TASK STATEMENT: Restate, exactly and without pictures, the lines from the start of the listing below through the line holding "flex h-screen flex-col".

:: SOURCE MATERIAL ::

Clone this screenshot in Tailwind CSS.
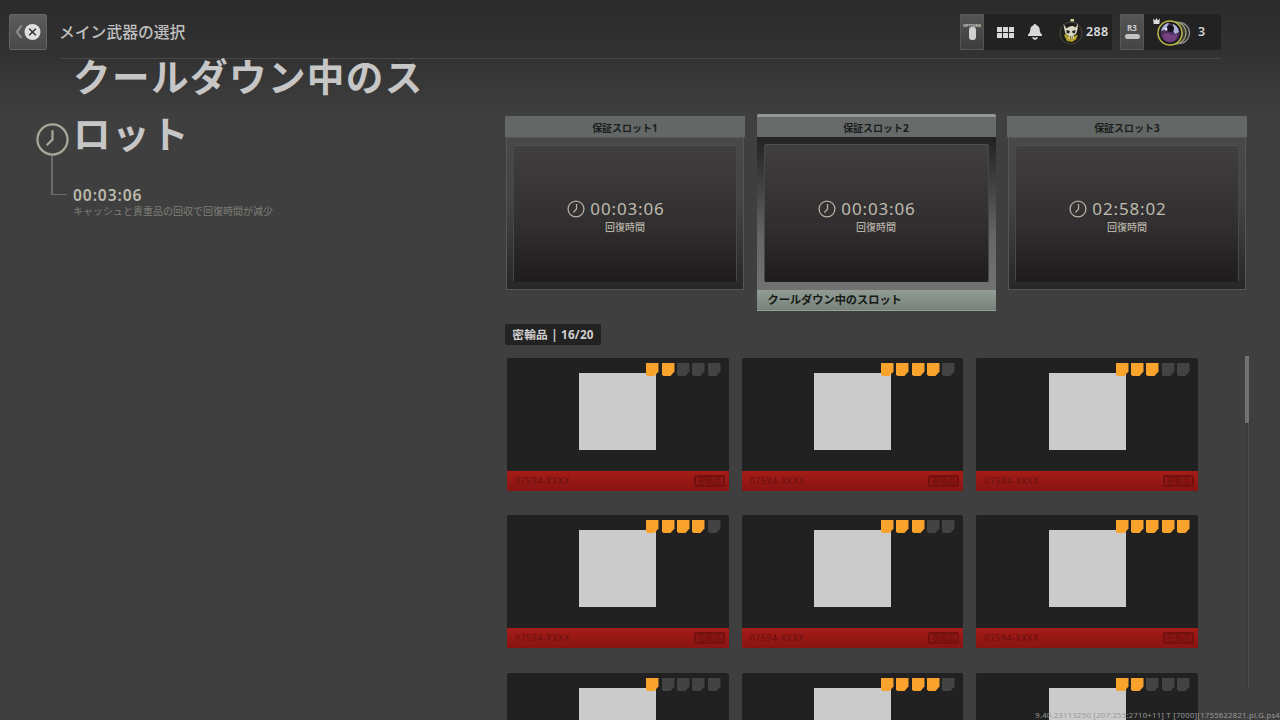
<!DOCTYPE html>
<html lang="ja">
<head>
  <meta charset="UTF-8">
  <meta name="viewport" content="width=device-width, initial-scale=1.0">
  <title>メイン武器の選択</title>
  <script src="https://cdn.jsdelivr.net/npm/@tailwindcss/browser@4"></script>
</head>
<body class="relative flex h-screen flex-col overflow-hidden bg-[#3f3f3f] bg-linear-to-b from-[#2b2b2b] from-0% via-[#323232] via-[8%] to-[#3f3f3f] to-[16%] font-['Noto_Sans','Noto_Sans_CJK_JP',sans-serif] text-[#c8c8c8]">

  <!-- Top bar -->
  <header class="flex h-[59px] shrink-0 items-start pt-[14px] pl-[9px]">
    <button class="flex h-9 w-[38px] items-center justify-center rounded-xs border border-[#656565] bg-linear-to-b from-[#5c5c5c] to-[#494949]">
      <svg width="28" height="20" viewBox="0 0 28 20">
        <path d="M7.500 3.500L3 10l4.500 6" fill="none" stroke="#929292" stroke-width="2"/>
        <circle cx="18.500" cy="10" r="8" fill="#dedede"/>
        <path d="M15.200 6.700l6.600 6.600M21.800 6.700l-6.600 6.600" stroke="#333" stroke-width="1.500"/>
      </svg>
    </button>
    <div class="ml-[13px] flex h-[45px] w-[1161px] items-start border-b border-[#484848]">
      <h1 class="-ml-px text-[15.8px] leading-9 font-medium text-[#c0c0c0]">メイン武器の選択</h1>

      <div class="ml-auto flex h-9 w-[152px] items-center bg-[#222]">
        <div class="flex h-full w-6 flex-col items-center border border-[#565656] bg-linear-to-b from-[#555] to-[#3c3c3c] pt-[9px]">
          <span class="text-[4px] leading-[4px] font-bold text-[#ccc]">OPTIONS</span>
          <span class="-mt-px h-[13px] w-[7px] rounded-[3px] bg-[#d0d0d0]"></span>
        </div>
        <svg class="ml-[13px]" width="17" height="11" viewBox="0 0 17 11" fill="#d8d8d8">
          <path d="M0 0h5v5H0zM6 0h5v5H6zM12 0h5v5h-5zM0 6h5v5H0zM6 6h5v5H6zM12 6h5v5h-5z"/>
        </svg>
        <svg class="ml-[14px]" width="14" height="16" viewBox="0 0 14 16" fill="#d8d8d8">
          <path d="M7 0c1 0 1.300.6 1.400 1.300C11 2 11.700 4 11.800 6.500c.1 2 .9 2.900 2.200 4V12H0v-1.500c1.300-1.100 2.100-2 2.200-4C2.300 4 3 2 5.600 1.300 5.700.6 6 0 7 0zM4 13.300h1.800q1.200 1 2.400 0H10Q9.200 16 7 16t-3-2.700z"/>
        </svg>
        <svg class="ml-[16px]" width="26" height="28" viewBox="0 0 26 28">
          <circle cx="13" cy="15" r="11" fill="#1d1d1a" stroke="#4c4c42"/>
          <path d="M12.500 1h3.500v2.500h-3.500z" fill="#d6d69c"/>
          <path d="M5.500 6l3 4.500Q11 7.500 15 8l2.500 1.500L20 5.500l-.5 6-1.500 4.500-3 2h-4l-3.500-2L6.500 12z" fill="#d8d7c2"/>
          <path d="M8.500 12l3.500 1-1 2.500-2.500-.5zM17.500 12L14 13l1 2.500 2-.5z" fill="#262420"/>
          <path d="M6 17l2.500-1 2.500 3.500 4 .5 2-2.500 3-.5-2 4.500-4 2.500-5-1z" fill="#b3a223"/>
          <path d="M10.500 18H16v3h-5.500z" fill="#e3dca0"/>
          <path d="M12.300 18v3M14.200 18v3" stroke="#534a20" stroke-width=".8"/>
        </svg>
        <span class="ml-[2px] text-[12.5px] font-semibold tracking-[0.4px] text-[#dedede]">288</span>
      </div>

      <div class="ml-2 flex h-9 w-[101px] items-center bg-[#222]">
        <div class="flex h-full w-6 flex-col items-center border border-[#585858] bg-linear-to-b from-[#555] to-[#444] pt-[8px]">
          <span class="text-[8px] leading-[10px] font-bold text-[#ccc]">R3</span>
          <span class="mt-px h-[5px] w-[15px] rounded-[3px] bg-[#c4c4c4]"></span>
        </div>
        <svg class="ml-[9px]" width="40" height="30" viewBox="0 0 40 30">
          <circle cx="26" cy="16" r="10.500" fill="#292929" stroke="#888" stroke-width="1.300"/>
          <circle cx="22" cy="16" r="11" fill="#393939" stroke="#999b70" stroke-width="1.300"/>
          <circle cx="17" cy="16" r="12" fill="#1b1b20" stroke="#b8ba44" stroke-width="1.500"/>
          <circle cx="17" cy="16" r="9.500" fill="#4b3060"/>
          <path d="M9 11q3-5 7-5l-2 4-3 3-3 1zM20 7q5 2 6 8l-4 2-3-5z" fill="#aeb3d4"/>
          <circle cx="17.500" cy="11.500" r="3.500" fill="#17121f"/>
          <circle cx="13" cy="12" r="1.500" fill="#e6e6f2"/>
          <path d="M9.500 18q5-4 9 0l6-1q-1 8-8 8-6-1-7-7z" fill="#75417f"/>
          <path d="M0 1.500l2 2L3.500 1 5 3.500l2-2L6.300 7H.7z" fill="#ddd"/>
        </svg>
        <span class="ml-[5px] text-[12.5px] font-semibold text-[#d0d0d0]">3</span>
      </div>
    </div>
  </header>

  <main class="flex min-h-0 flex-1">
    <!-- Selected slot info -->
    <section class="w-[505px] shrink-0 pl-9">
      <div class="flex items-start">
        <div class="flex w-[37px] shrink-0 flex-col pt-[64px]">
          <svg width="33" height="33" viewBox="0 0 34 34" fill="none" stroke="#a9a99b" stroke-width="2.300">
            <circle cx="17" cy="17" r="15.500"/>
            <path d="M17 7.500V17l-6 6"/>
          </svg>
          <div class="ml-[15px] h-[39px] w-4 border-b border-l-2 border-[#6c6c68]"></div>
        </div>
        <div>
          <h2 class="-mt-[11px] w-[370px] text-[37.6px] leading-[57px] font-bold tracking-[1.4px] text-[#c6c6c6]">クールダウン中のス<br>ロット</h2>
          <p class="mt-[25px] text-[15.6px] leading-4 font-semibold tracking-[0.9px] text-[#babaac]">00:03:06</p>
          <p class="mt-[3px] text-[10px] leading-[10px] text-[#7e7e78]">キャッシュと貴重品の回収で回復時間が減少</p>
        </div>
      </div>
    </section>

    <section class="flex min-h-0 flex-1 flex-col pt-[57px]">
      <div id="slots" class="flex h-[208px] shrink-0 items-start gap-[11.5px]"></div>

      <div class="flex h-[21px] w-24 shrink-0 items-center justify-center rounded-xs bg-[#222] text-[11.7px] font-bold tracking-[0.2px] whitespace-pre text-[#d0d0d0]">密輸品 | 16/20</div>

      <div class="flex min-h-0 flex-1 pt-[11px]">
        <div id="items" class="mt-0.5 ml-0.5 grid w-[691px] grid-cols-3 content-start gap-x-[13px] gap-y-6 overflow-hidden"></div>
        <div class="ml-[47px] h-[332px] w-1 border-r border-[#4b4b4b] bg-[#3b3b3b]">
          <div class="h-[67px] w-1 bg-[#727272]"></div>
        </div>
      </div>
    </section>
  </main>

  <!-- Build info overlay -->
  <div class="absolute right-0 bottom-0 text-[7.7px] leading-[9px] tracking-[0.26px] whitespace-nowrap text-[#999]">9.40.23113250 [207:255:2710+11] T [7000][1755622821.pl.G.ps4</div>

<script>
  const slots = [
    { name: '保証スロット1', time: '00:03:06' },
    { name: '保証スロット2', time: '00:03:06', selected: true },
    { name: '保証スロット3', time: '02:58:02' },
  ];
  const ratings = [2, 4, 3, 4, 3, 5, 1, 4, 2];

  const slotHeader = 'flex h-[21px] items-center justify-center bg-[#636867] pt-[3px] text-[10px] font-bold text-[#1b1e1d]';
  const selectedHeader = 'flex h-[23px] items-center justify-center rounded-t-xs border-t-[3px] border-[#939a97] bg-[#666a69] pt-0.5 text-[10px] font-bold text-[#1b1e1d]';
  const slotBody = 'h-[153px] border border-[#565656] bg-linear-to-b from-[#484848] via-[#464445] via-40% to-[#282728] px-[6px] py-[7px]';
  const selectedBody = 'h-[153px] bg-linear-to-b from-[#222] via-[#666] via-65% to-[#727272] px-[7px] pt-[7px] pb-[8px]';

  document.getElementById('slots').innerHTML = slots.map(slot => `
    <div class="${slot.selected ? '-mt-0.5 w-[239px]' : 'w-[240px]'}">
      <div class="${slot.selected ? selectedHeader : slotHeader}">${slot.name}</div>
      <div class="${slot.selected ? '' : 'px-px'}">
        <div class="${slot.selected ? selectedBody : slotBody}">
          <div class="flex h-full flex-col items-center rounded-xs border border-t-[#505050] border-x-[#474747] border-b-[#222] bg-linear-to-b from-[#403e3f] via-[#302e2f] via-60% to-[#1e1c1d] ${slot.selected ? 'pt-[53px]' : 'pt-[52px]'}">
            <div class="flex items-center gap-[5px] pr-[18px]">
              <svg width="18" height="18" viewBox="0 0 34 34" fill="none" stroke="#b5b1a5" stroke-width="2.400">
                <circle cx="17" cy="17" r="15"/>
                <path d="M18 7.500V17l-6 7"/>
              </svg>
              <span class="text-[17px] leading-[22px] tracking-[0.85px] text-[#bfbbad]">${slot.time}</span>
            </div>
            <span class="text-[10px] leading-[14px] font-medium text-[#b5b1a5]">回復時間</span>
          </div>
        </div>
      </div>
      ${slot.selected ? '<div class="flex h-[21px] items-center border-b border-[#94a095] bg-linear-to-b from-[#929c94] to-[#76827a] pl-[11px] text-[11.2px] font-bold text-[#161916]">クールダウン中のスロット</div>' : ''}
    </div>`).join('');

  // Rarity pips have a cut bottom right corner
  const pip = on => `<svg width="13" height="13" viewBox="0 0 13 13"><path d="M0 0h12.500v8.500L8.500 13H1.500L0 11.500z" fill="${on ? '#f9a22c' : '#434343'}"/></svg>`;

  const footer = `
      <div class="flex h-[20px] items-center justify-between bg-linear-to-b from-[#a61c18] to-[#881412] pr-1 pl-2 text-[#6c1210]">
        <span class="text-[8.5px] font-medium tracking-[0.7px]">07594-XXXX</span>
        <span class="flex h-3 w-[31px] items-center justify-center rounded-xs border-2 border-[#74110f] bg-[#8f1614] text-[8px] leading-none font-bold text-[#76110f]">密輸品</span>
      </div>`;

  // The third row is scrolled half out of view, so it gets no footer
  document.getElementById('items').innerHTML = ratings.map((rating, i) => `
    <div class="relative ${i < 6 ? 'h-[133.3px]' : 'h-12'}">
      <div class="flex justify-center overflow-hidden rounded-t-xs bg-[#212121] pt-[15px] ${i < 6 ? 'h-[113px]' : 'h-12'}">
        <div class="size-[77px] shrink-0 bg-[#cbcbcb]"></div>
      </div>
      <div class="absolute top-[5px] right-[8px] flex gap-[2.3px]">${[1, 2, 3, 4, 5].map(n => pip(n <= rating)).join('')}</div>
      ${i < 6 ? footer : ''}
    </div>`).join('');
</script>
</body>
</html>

:::

FINISHED ANSWER:
Clone this screenshot in Tailwind CSS.
<!DOCTYPE html>
<html lang="ja">
<head>
  <meta charset="UTF-8">
  <meta name="viewport" content="width=device-width, initial-scale=1.0">
  <title>メイン武器の選択</title>
  <script src="https://cdn.jsdelivr.net/npm/@tailwindcss/browser@4"></script>
</head>
<body class="relative flex h-screen flex-col overflow-hidden bg-[#3f3f3f] bg-linear-to-b from-[#2b2b2b] from-0% via-[#323232] via-[8%] to-[#3f3f3f] to-[16%] font-['Noto_Sans','Noto_Sans_CJK_JP',sans-serif] text-[#c8c8c8]">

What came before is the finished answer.